When I choose a name in writing, I enter that same instability. Even when I think I am choosing for sound or rhythm, I am also placing it inside histories I do not fully see. A name can flatten that history or let it surface in a small way. It can erase as easily as it remembers. Once written, it no longer stays under my control.

Accuracy as the First Discipline of Imagination

There are moments when my writing slows under the weight of accuracy. I stop mid-line because I am unsure if a name belongs where I placed it. It feels slightly out of place, as if it came from another island, another set of people. I ask myself if it is still used in daily speech or if it only lives in records now. These are small questions, but they change how the sentence moves.

This attention forces me to see the gap between a name that only sounds familiar and one that actually sits inside a living pattern of language. I feel that I am separating something that feels loosely “Filipino” from something shaped by a specific place, with its own mix of migration, religion, and history.

Accuracy, for me, is not only correction, but also a reading. A name can have that Catholic habit, indigenous tradition, inclination to a foreign culture, or a break from all of these. When I name a character, I am not only identifying them in a story, I am also placing them inside overlapping histories they do not fully control.

Naming Beyond Correctness

Accuracy alone is never enough. A name can be correct and still feel empty in the sentence. It can be spelled right and still not belong to the world I am trying to build. At some point, correctness can stop leading the writing. What takes over is more listening. I read names out loud, not to check them, but to feel them. Some names soften the language around them. Others tighten it. Some settle into scenes, as if they were already there. Others remain isolated, as invented. Made-up names gather meaning through sound, repetition, and their place beside other words.
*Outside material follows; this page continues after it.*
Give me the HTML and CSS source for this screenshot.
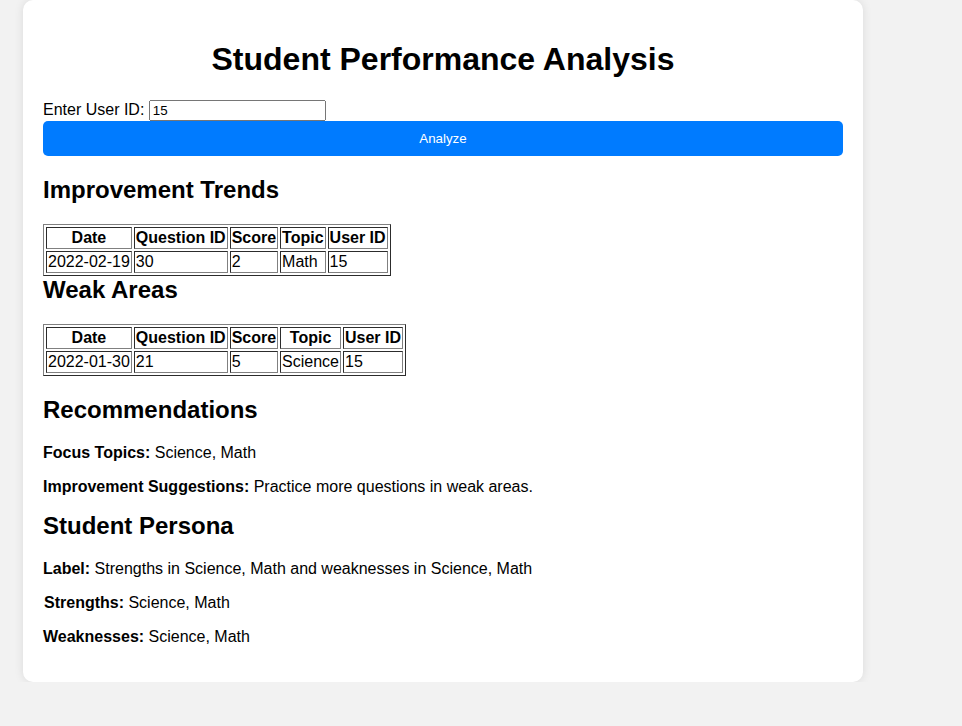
FILE: index.html
```html
<!DOCTYPE html>
<html>
<head>
<meta charset="utf-8">
<title>Student Performance Analysis</title>
<link rel="stylesheet" href="styles.css">
</head>
<body>
<div class="container">
  <h1>Student Performance Analysis</h1>
  <label for="userId">Enter User ID:</label>
  <input type="text" id="userId" class="user-input" value="15">
  <button class="analyze">Analyze</button>

  <h2>Improvement Trends</h2>
  <table border="1">
    <tr><th>Date</th><th>Question ID</th><th>Score</th><th>Topic</th><th>User ID</th></tr>
    <tr><td>2022-02-19</td><td>30</td><td>2</td><td>Math</td><td>15</td></tr>
  </table>

  <h2 class="weak">Weak Areas</h2>
  <table border="1">
    <tr><th>Date</th><th>Question ID</th><th>Score</th><th>Topic</th><th>User ID</th></tr>
    <tr><td>2022-01-30</td><td>21</td><td>5</td><td>Science</td><td>15</td></tr>
  </table>

  <h2 class="recs">Recommendations</h2>
  <p><strong>Focus Topics:</strong> Science, Math</p>
  <p><strong>Improvement Suggestions:</strong> Practice more questions in weak areas.</p>

  <h2 class="persona">Student Persona</h2>
  <p><strong>Label:</strong> Strengths in Science, Math and weaknesses in Science, Math</p>
  <p class="indent"><strong>Strengths:</strong> Science, Math</p>
  <p><strong>Weaknesses:</strong> Science, Math</p>
</div>
</body>
</html>
```

FILE: styles.css
```css
html, body {
  margin: 0;
  background: #f2f2f2;
}
body {
  font-family: "Liberation Sans", Arial, sans-serif;
  padding: 0 23px;
}
.container {
  width: 800px;
  padding: 20px;
  background: #fff;
  border-radius: 10px;
  box-shadow: 0 0 10px rgba(0, 0, 0, 0.1);
}
h1 {
  text-align: center;
  font-size: 32px;
}
h2 {
  font-size: 24px;
  margin: 19.92px 0;
}
h2.weak {
  margin-top: 0;
}
h2.recs {
  margin-bottom: 20.92px;
}
h2.persona {
  margin-top: 16px;
}
.user-input {
  width: 169px;
  font-family: "Liberation Sans", Arial, sans-serif;
  font-size: 13.33px;
}
.analyze {
  display: block;
  width: 100%;
  padding: 10px;
  border: none;
  border-radius: 5px;
  background: #007bff;
  color: #fff;
  font-family: "Liberation Sans", Arial, sans-serif;
  font-size: 13.33px;
}
.indent {
  padding-left: 1px;
}
```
My question becomes, what does this name do here? What does it open, and what does it hide? For a name is never alone. It sits next to other names, shaped by the sound I hear and by what readers expect it to do before they read further.

The Paradox: Fidelity and Invention

If I pause too long to look things up, naming starts to sit outside the writing instead of moving with it. Care turns a story into hesitation. The page fills with possibilities, and the writing loses its forward motion.

Still, I cannot let go of accuracy. Without it, my writing will drift too far from anything I can recognize. The problem is not choosing between truth and invention, but holding both without letting one erase the other.

A fictional barangay, for example, does not need to exist on any official list. But it still needs to feel like it could exist, shaped by patterns of naming that move through the local language. It needs to sound possible without depending on proof.

Invention, for me, is not escape from reality, but giving attention to how reality shifts. Names change in speech. They shorten when spoken fast, stretch when formal, soften with care, harden with distance. Invention in writing is listening closely to these shifts and staying with them for a longer meditative time.

The Limits of Naming

Naming never finishes what it starts. A full name cannot hold a full life. A place name cannot contain everything that has happened there, especially what was never written down. There is always something left out, a memory that never entered records, relationships that never became official, stories that survive only in fragments. Every name points to more than it can hold, moving but never arriving. The more careful I am with naming, the more I see this gap.

What I am left with is a slower way of naming. I try to stay aware that naming cannot hold everything. Before I settle on a name, I ask myself different things. Not only if it fits, but what it assumes. What it borrows without saying. What it makes easy to see, and what it quietly moves out of sight.

Naming becomes less about final choice and more about responsibility. Each name shapes how a world is entered. It decides who feels central and who slips into the background before anything happens. To name is already to interpret.

The Foundation and Limit of Imagination

Naming sits at both the start and the edge of writing, making a world possible, while also showing me that this world will never be fully held by words. Naming shapes my imagination, but this shaping is never finished. I keep writing inside the tension between what I can name and what resists naming, between what I know and what I can only reach toward. Imagination stays close to the name, returns to it, and keeps adjusting it each time it settles into something that feels possible.

What’s in a Family Name?

More than you might expect, but only if you begin. Start the research with your surname. Follow the name, question each occurence, sit with the gaps, and let it lead you into deeper stories. You may uncover not a single, seamless origin, but layered narrative that only you can continue to tell.